The equal pay claim is one of the least understood sex discrimination claims, but is becoming increasingly common. DTI statistics show a gender pay gap of 18% for full-time workers and 40% for part-time workers. Organisations, particularly in the City, where the statistics show even wider pay discrepancies, should not be complacent. City institutions often operate in an environment which has traditionally been male dominated, and where pay/bonus structures are often opaque.
The Equal Pay Act is an old and, frankly, cumbersome piece of legislation. It was ground breaking in its time (it was implemented in 1975 at the same time as the Sex Discrimination Act, even though Parliament passed the Act in 1970) but is now fraught with complexity for claimant and respondent, alike. It covers discrimination in any contractual right to the payment of money, an area which is specifically excluded from the scope of the Sex Discrimination Act. The two acts are mutually exclusive in that as a matter of law, a claim for a particular sum of money will fall under one or the other.
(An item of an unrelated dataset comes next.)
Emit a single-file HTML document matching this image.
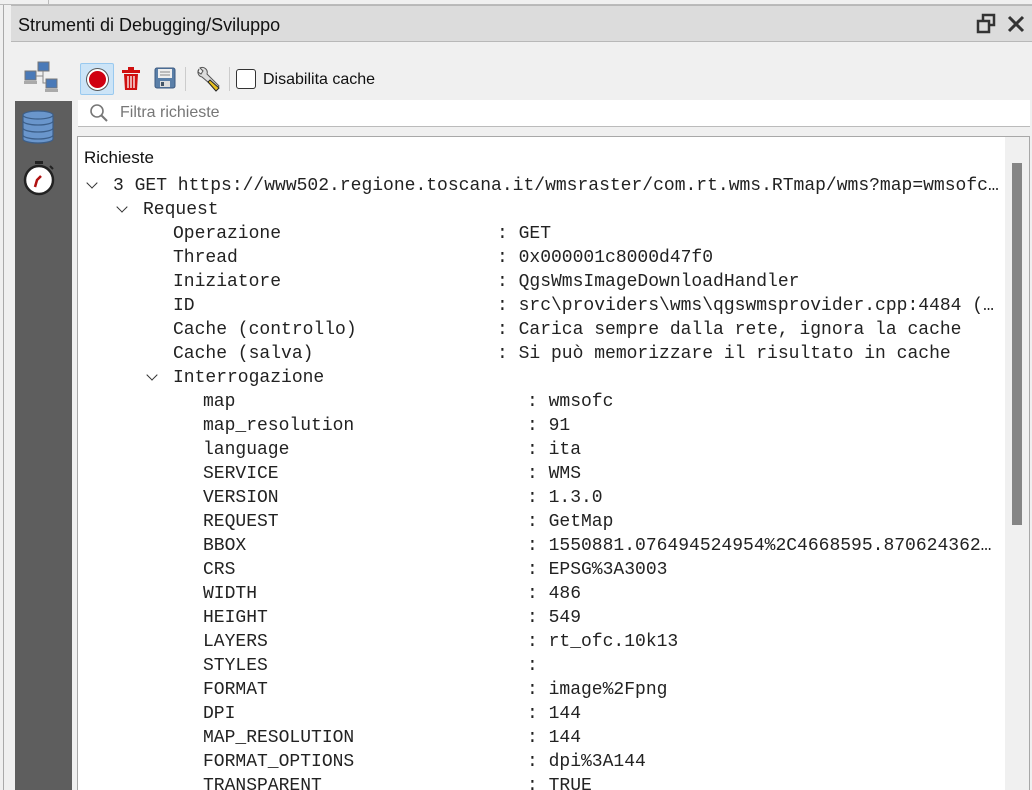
<!DOCTYPE html>
<html><head><meta charset="utf-8"><style>
*{margin:0;padding:0;box-sizing:border-box}
html,body{width:1032px;height:790px;overflow:hidden}
body{background:#f0f0f0;position:relative;font-family:"Liberation Sans",sans-serif}
.a{position:absolute}
.m{font-family:"Liberation Mono",monospace;font-size:18px;color:#222;white-space:pre;line-height:24px;height:24px}
.chev{position:absolute;width:8px;height:8px;border-right:1.3px solid #333;border-bottom:1.3px solid #333;transform:rotate(45deg)}
</style></head><body>
<div class="a" style="left:0;top:0;width:1032px;height:5px;background:#f0f0f0;border-bottom:1px solid #bbb"></div>
<div class="a" style="left:48px;top:0;width:1px;height:5px;background:#bbb"></div>
<div class="a" style="left:3px;top:5px;width:1px;height:785px;background:#aaa"></div>
<div class="a" style="left:11px;top:5px;width:1021px;height:37px;background:#dcdcdc;border-top:1px solid #b8b8b8;border-bottom:1px solid #b8b8b8"></div>
<div class="a" style="left:18px;top:15px;font-size:18px;color:#111">Strumenti di Debugging/Sviluppo</div>
<svg class="a" style="left:976px;top:12px" width="22" height="24" viewBox="0 0 22 24"><rect x="7" y="3" width="11" height="10" fill="none" stroke="#333" stroke-width="2.5"/><rect x="2" y="9" width="11" height="11" fill="#dcdcdc" stroke="#333" stroke-width="2.5"/></svg>
<svg class="a" style="left:1006px;top:14px" width="20" height="20"><path d="M3 3L17 17M17 3L3 17" stroke="#333" stroke-width="3"/></svg>
<svg class="a" style="left:24px;top:61px" width="36" height="32"><rect x="14" y="1" width="11" height="9" fill="#4a7ab8" stroke="#777"/><rect x="1" y="10" width="11" height="9" fill="#4a7ab8" stroke="#777"/><rect x="22" y="18" width="11" height="9" fill="#4a7ab8" stroke="#777"/><path d="M19 10V22H22M12 15H19" stroke="#888" fill="none"/><rect x="0" y="20" width="13" height="3" fill="#aaa"/><rect x="21" y="28" width="13" height="3" fill="#aaa"/></svg>
<div class="a" style="left:80px;top:63px;width:34px;height:32px;background:#cce4f7;border:1px solid #99c9ef;border-radius:2px"></div>
<div class="a" style="left:87px;top:69px;width:21px;height:21px;border-radius:50%;background:#d00010;border:2.5px solid #fff;box-shadow:0 0 0 1px #555"></div>
<svg class="a" style="left:121px;top:67px" width="20" height="24"><rect x="1" y="3" width="18" height="3" fill="#d01010"/><rect x="7" y="0" width="6" height="3" fill="#d01010"/><path d="M3 7H17L16 23H4Z" fill="#d01010"/><path d="M7 9V21M10 9V21M13 9V21" stroke="#fff" stroke-width="1.3"/></svg>
<svg class="a" style="left:154px;top:67px" width="22" height="22"><rect x="1" y="1" width="20" height="20" rx="2" fill="#5a7fa8" stroke="#3c5a80"/><rect x="4" y="2" width="14" height="9" fill="#eee"/><path d="M6 5H16M6 8H16" stroke="#888"/><rect x="6" y="14" width="10" height="6" fill="#ddd"/><rect x="7" y="15" width="3" height="4" fill="#456"/></svg>
<div class="a" style="left:185px;top:67px;width:1px;height:24px;background:#ccc"></div>
<svg class="a" style="left:195px;top:66px" width="28" height="26"><path d="M4 3a5 5 0 0 0 3 8l14 12 3-3L12 8a5 5 0 0 0-7-6l3 3-2 3-3-2z" fill="#ddd" stroke="#555"/><path d="M15 14l9 8-3 3-8-9z" fill="#e8c020" stroke="#222"/></svg>
<div class="a" style="left:229px;top:67px;width:1px;height:24px;background:#ccc"></div>
<div class="a" style="left:236px;top:69px;width:20px;height:20px;border:1.3px solid #333;border-radius:3px;background:#fff"></div>
<div class="a" style="left:263px;top:71px;font-size:16px;color:#111">Disabilita cache</div>
<div class="a" style="left:15px;top:101px;width:57px;height:689px;background:#5e5e5e"></div>
<svg class="a" style="left:21px;top:110px" width="34" height="34"><g fill="#6a96cc" stroke="#3c5f8a" stroke-width="1.2"><path d="M2 25v4c0 2 6 4 15 4s15-2 15-4v-4"/><path d="M2 18v7c0 2 6 4 15 4s15-2 15-4v-7"/><path d="M2 11v7c0 2 6 4 15 4s15-2 15-4v-7"/><path d="M2 5v6c0 2 6 4 15 4s15-2 15-4V5"/><ellipse cx="17" cy="5" rx="15" ry="4"/></g></svg>
<svg class="a" style="left:22px;top:160px" width="34" height="36"><rect x="13" y="1" width="8" height="3" fill="#222"/><path d="M28 6l3 3" stroke="#222" stroke-width="2"/><circle cx="17" cy="20" r="14" fill="#fff" stroke="#222" stroke-width="2.5"/><path d="M13 27l2-7 4-4" stroke="#b01010" stroke-width="2.5" fill="none"/></svg>
<div class="a" style="left:78px;top:100px;width:952px;height:27px;background:#fff;border-bottom:1px solid #bbb"></div>
<svg class="a" style="left:89px;top:103px" width="20" height="20"><circle cx="8" cy="8" r="6" fill="none" stroke="#777" stroke-width="1.6"/><path d="M12.5 12.5L18 18" stroke="#777" stroke-width="2"/></svg>
<div class="a" style="left:120px;top:104px;font-size:16px;color:#777">Filtra richieste</div>
<div class="a" style="left:77px;top:136px;width:953px;height:654px;background:#fff;border:1px solid #a8a8a8;border-bottom:none"></div>
<div class="a" style="left:1005px;top:137px;width:24px;height:653px;background:#f0f0f0"></div>
<div class="a" style="left:1012px;top:163px;width:10px;height:362px;background:#858585"></div>
<div class="a" style="left:84px;top:148px;font-size:17px;color:#111">Richieste</div>
<div class="chev" style="left:88px;top:179px"></div>
<div class="a m" style="left:113px;top:174px">3 GET https://www502.regione.toscana.it/wmsraster/com.rt.wms.RTmap/wms?map=wmsofc…</div>
<div class="chev" style="left:118px;top:203px"></div>
<div class="a m" style="left:143px;top:198px">Request</div>
<div class="a m" style="left:173px;top:222px">Operazione</div><div class="a m" style="left:497px;top:222px">: GET</div>
<div class="a m" style="left:173px;top:246px">Thread</div><div class="a m" style="left:497px;top:246px">: 0x000001c8000d47f0</div>
<div class="a m" style="left:173px;top:270px">Iniziatore</div><div class="a m" style="left:497px;top:270px">: QgsWmsImageDownloadHandler</div>
<div class="a m" style="left:173px;top:294px">ID</div><div class="a m" style="left:497px;top:294px">: src\providers\wms\qgswmsprovider.cpp:4484 (…</div>
<div class="a m" style="left:173px;top:318px">Cache (controllo)</div><div class="a m" style="left:497px;top:318px">: Carica sempre dalla rete, ignora la cache</div>
<div class="a m" style="left:173px;top:342px">Cache (salva)</div><div class="a m" style="left:497px;top:342px">: Si può memorizzare il risultato in cache</div>
<div class="chev" style="left:148px;top:371px"></div>
<div class="a m" style="left:173px;top:366px">Interrogazione</div>
<div class="a m" style="left:203px;top:390px">map</div><div class="a m" style="left:527px;top:390px">: wmsofc</div>
<div class="a m" style="left:203px;top:414px">map_resolution</div><div class="a m" style="left:527px;top:414px">: 91</div>
<div class="a m" style="left:203px;top:438px">language</div><div class="a m" style="left:527px;top:438px">: ita</div>
<div class="a m" style="left:203px;top:462px">SERVICE</div><div class="a m" style="left:527px;top:462px">: WMS</div>
<div class="a m" style="left:203px;top:486px">VERSION</div><div class="a m" style="left:527px;top:486px">: 1.3.0</div>
<div class="a m" style="left:203px;top:510px">REQUEST</div><div class="a m" style="left:527px;top:510px">: GetMap</div>
<div class="a m" style="left:203px;top:534px">BBOX</div><div class="a m" style="left:527px;top:534px">: 1550881.076494524954%2C4668595.870624362…</div>
<div class="a m" style="left:203px;top:558px">CRS</div><div class="a m" style="left:527px;top:558px">: EPSG%3A3003</div>
<div class="a m" style="left:203px;top:582px">WIDTH</div><div class="a m" style="left:527px;top:582px">: 486</div>
<div class="a m" style="left:203px;top:606px">HEIGHT</div><div class="a m" style="left:527px;top:606px">: 549</div>
<div class="a m" style="left:203px;top:630px">LAYERS</div><div class="a m" style="left:527px;top:630px">: rt_ofc.10k13</div>
<div class="a m" style="left:203px;top:654px">STYLES</div><div class="a m" style="left:527px;top:654px">:</div>
<div class="a m" style="left:203px;top:678px">FORMAT</div><div class="a m" style="left:527px;top:678px">: image%2Fpng</div>
<div class="a m" style="left:203px;top:702px">DPI</div><div class="a m" style="left:527px;top:702px">: 144</div>
<div class="a m" style="left:203px;top:726px">MAP_RESOLUTION</div><div class="a m" style="left:527px;top:726px">: 144</div>
<div class="a m" style="left:203px;top:750px">FORMAT_OPTIONS</div><div class="a m" style="left:527px;top:750px">: dpi%3A144</div>
<div class="a m" style="left:203px;top:774px">TRANSPARENT</div><div class="a m" style="left:527px;top:774px">: TRUE</div>
</body></html>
The Act operates by imposing into a woman’s contract a clause to provide that she will receive equal pay with an actual man whom she has identified and who the Tribunal accept is doing the same work as her, work which has been rated as equivalent, (e.g. in a management consultants’ or pay audit review), or work that is of equal value to the man. In practice, most employees argue that their work is of equal value to a colleague.
“Pay” is very widely interpreted and can include contractual benefits, bonus and other schemes.
Unlike a sex discrimination claim, when an individual presents a claim under the Equal Pay Act, she must choose one or more actual comparators who work within the same workforce, or under the same overall control of the “employer”. It is not open to a claimant under the Equal Pay Act to say that there is no person doing equal work to her own, so the Tribunal should create a hypothetical comparator. This means that a claimant has to identify specific individuals as comparators against whom she is “pegging” her pay and benefits.
In order to assess whether work is of equal value, the Tribunal will require the services of an independent expert. The expert will examine the job description of the claimant and of each of her comparators. The Equal Pay Act is very much designed to assess the work of “blue collar” employees (and in particular relatively low-paid manually based jobs, rather than professional roles).
Genuine Material Factor Defence
If the independent expert considers that any one of the comparators carries out work of equal value to the claimant’s, the next step will be for the employer to present a genuine material factor justifying that difference in pay, which must have nothing to do with gender. The defence must be neither directly nor indirectly discriminatory.
The genuine material factor may be based on a number of complex reasons.
There is some argument that an employer would not only have to show a genuine material factor justifying the difference in pay had nothing to do with gender, but must also prove that this is justifiable and proportionate to the pay differential. This comes close to imposing a universal “fair wage” law. Since a recent case on this point settled just prior to the Court of Appeal hearing, there is no firm law on the point.
Equal pay cases are onerous for employers. Notoriously long and involved, claims force employers to look into their pay practices and reveal sensitive information. At the outset of a claim, claimants can serve equal pay questionnaires, involving employers in a difficult balancing act: responding to the questionnaire (otherwise adverse inferences can be drawn by the Tribunal) and respecting their duty of confidentiality to other employees. Data protection laws can, to an extent, be used as a shield. The financial impact of the claim can be substantial.
Remedies include not only equalising contractual terms for the future but awarding compensation of arrears of pay for up to six years before the date proceedings were instituted.
So what can you do? Steps to reduce exposure include:
having transparent pay structures and grading systems;
well documenting appraisals so employees are aware of their performance and you have evidence to support this;
familiarising yourself with the EOC Code of Practice on Equal Pay (see further: http://www.eoc.org.uk). While the Code is not binding a Tribunal may take into account an employer’s failure to act on its provisions. However beware:
the Code recommends that employers carry out equal pay reviews. Although a Tribunal may look favourably on an employer who has taken this step, it should only be done if you are dedicated to tackling any problem. Otherwise you may just create evidence which may be used against you.